Tra il 2 febbraio 2017 e il 3 aprile 2020, sono stati reclutati 4304 partecipanti, di cui 2152 (50%) sono stati assegnati a dapagliflozin e 2152 (50%) a placebo. Al basale, l’età media era di 62 anni (DS 12), 1425 (33,1%) partecipanti erano donne, 2906 (67,5%) con DT2. Il follow-up medio durante il trattamento è stato di 2,3 anni (IQR 1,8-2,6). Dal basale alla fine del trattamento, dapagliflozin rispetto al placebo ha rallentato il declino dell’eGFR di 0,95 ml/min × 1,73 m2 all’anno (IC 95% da 0,63 a 1,27) nell’intera coorte. Tra il basale e la settimana 2, dapagliflozin rispetto al placebo ha determinato una diminuzione assoluta dell’eGFR di 2,61 ml/min × 1,73 m2 (da 2,16 a 3,06) in pazienti con DT2 e 2,01 ml/min × 1,73 m2 (da 1,36 a 2,66) in quelli senza. Tra la settimana 2 e la fine del trattamento, dapagliflozin rispetto al placebo ha ridotto il tasso medio di diminuzione dell’eGFR in misura maggiore nei pazienti con DT2 (differenza media nella pendenza dell’eGFR cronica 2,26 ml/min × 1,73 m2 all’anno [1,88 a 2,64]) rispetto a quelli senza diabete di tipo 2 (1,29 ml/min × 1,73 m2 all’anno [da 0,73 a 1,85]; pinteraction = 0,0049). Tra il basale e la fine del trattamento, l’effetto di dapagliflozin rispetto al placebo sulla diminuzione della pendenza dell’eGFR totale nei pazienti con DT2 è stato di 1,18 ml/min × 1,73 m2 all’anno (da 0,79 a 1,56), mentre nei pazienti senza DT2 era di 0,46 ml/min × 1,73 m2 all’anno (da -0,10 a 1,03; pinteraction = 0,040). La riduzione totale dell’eGFR era più ripida nei pazienti con valori basali di HbA1c e UACR più elevati; anche l’effetto di dapagliflozin sulla pendenza dell’eGFR è stato più pronunciato nei pazienti con valori basali di HbA1c e UACR più elevati.

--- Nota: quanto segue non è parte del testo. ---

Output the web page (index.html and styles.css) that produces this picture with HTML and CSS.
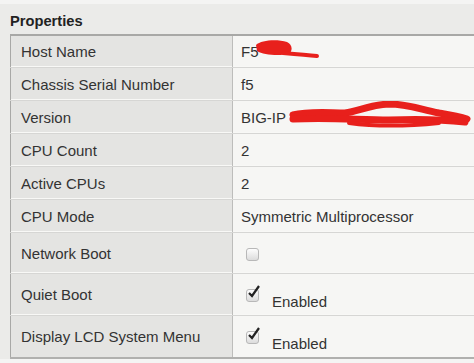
FILE: index.html
```html
<!DOCTYPE html>
<html>
<head>
<meta charset="utf-8">
<link rel="stylesheet" href="styles.css">
</head>
<body>
<div class="panel">
  <div class="title">Properties</div>
  <table class="props">
    <tr class="r32"><td class="lbl">Host Name</td><td class="val"><span class="redact-wrap">F5<svg class="scribble s1" width="74" height="26" viewBox="0 0 74 26"><path d="M3 8 C8 3 24 2 34 5 C40 8 40 15 35 17 C26 19 10 18 4 14 Z" fill="#e8201c"/><path d="M30 16 C42 17 54 18 64 19" stroke="#e8201c" stroke-width="4" stroke-linecap="round" fill="none"/></svg></span></td></tr>
    <tr class="r33"><td class="lbl">Chassis Serial Number</td><td class="val">f5</td></tr>
    <tr class="r33"><td class="lbl">Version</td><td class="val"><span class="redact-wrap">BIG-IP <svg class="scribble s2" width="182" height="30" viewBox="0 0 182 30"><path d="M4 14 C20 10 40 12 56 12 C70 10 80 4 100 3 C118 3 130 8 150 12 C162 14 172 16 178 18" stroke="#e8201c" stroke-width="7" stroke-linecap="round" fill="none"/><path d="M4 18 C40 16 70 19 100 19 C125 18 150 18 176 21" stroke="#e8201c" stroke-width="7" stroke-linecap="round" fill="none"/><path d="M60 22 C90 26 120 25 150 22" stroke="#e8201c" stroke-width="4" stroke-linecap="round" fill="none"/></svg></span></td></tr>
    <tr class="r33"><td class="lbl">CPU Count</td><td class="val">2</td></tr>
    <tr class="r33"><td class="lbl">Active CPUs</td><td class="val">2</td></tr>
    <tr class="r33"><td class="lbl">CPU Mode</td><td class="val">Symmetric Multiprocessor</td></tr>
    <tr class="r41"><td class="lbl">Network Boot</td><td class="val"><span class="cb"></span></td></tr>
    <tr class="r42"><td class="lbl">Quiet Boot</td><td class="val"><span class="chk"><span class="cb"><svg class="tick" width="14" height="14" viewBox="0 0 14 14"><path d="M2 8 L5 11 L12 1" stroke="#222" stroke-width="2.2" fill="none" stroke-linejoin="miter"/></svg></span><span class="en">Enabled</span></span></td></tr>
    <tr class="rlast"><td class="lbl">Display LCD System Menu</td><td class="val"><span class="chk"><span class="cb"><svg class="tick" width="14" height="14" viewBox="0 0 14 14"><path d="M2 8 L5 11 L12 1" stroke="#222" stroke-width="2.2" fill="none" stroke-linejoin="miter"/></svg></span><span class="en">Enabled</span></span></td></tr>
  </table>
</div>
</body>
</html>
```
FILE: styles.css
```css
html, body {
  margin: 0;
  padding: 0;
  background: #f4f4f3;
  overflow: hidden;
  font-family: "Liberation Sans", Arial, sans-serif;
  color: #333;
}
.panel {
  margin-top: 4px;
  background: #ebebe9;
  padding-left: 10px;
  width: 520px;
}
.title {
  height: 30px;
  box-sizing: border-box;
  padding-top: 9px;
  font-weight: bold;
  font-size: 14.7px;
  color: #222;
}
.props {
  border-collapse: collapse;
  width: 500px;
  border-top: 2px solid #a8a8a6;
  border-left: 1px solid #a8a8a6;
  border-bottom: 2px solid #b0b0ae;
  font-size: 15px;
}
.props td {
  padding: 0;
  border-bottom: 1px solid #d6d6d4;
  box-shadow: inset 0 -1px 0 #f8f8f6;
  vertical-align: middle;
}
.props tr:last-child td { border-bottom: none; box-shadow: none; }
.r32 td { height: 31px; }
.r33 td { height: 32px; }
.r41 td { height: 40px; }
.r42 td { height: 41px; }
.rlast td { height: 41px; }
.lbl {
  width: 211px;
  padding-left: 10px !important;
  background: #e4e4e2;
  border-right: 1px solid #bdbdbb;
}
.val {
  background: #f6f6f4;
  padding-left: 8px !important;
}
.redact-wrap { position: relative; display: inline-block; }
.scribble { position: absolute; }
.s1 { left: 12px; top: -6px; }
.s2 { left: 48px; top: -8px; }
.cb {
  position: relative;
  display: inline-block;
  width: 11px;
  height: 11px;
  margin-left: 5px;
  border: 1px solid #b8b8b8;
  border-radius: 3px;
  background: linear-gradient(#fdfdfd, #dcdcdc);
  vertical-align: middle;
}
.chk { display: inline-flex; align-items: flex-end; padding-top: 4px; }
.chk .cb { margin-bottom: 3px; }
.tick { position: absolute; left: 0px; top: -5px; }
.en { margin-left: 13px; line-height: 14px; margin-bottom: -4px; }
```
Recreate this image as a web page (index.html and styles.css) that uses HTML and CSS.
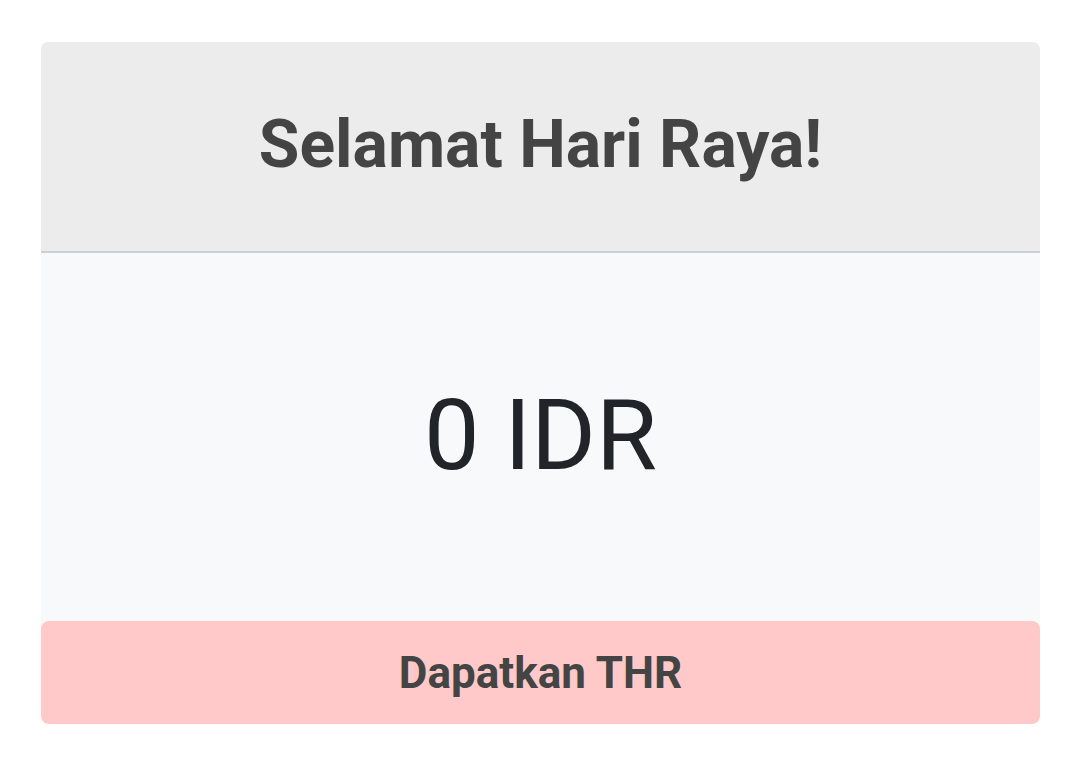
FILE: index.html
```html
<!DOCTYPE html>
<html lang="id">
<head>
<meta charset="utf-8">
<title>THR</title>
<link rel="stylesheet" href="styles.css">
</head>
<body>
<main class="page">
  <section class="card">
    <header class="card-header">
      <h1 class="title">Selamat Hari Raya!</h1>
    </header>
    <div class="card-body">
      <p class="amount">0 IDR</p>
    </div>
    <button class="cta" type="button">Dapatkan THR</button>
  </section>
</main>
</body>
</html>
```

FILE: styles.css
```css
html, body {
  margin: 0;
  padding: 0;
  background: #ffffff;
}

body {
  font-family: Roboto, "Liberation Sans", Arial, sans-serif;
}

.page {
  padding: 42px 40px 0 41px;
}

.card {
  display: flex;
  flex-direction: column;
}

.card-header {
  height: 209px;
  background: #ececec;
  border-bottom: 2px solid #cfcfcf;
  border-radius: 7px 7px 0 0;
  display: flex;
  align-items: center;
  justify-content: center;
}

.title {
  margin: 0;
  font-size: 66px;
  font-weight: 700;
  color: #444444;
  line-height: 1;
  padding-bottom: 3px;
}

.card-body {
  height: 376px;
  padding-bottom: 12px;
  box-sizing: border-box;
  background: #f8f9fa;
  display: flex;
  align-items: center;
  justify-content: center;
}

.amount {
  margin: 0;
  font-size: 99px;
  font-weight: 400;
  color: #212529;
  line-height: 1;
}

.cta {
  height: 103px;
  border: none;
  border-radius: 8px;
  background: #ffc9c9;
  color: #444444;
  font-family: Roboto, "Liberation Sans", Arial, sans-serif;
  font-size: 44px;
  font-weight: 700;
  padding: 0;
  margin: 0;
  margin-top: -8px;
  position: relative;
}
```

Questi risultati confermano che un declino acuto dell’eGFR iniziando l’utilizzo di dapagliflozin è prevedibile ma non preoccupante in relazione al beneficio sul lungo termine. Tale beneficio è maggiormente evidente nella popolazione con maggiori fattori di rischio per malattia renale, quali i pazienti con DT2, maggiore scompenso glicemico con elevata HbA1c e UACR più elevato. Gli autori concludono che dapagliflozin ha rallentato significativamente il declino dell’eGFR a lungo termine nei pazienti con CKD rispetto al placebo. La differenza media nella pendenza dell’eGFR tra i pazienti trattati con dapagliflozin rispetto al placebo è stata maggiore nei pazienti con DT2, HbA1c più elevata e UACR più elevato.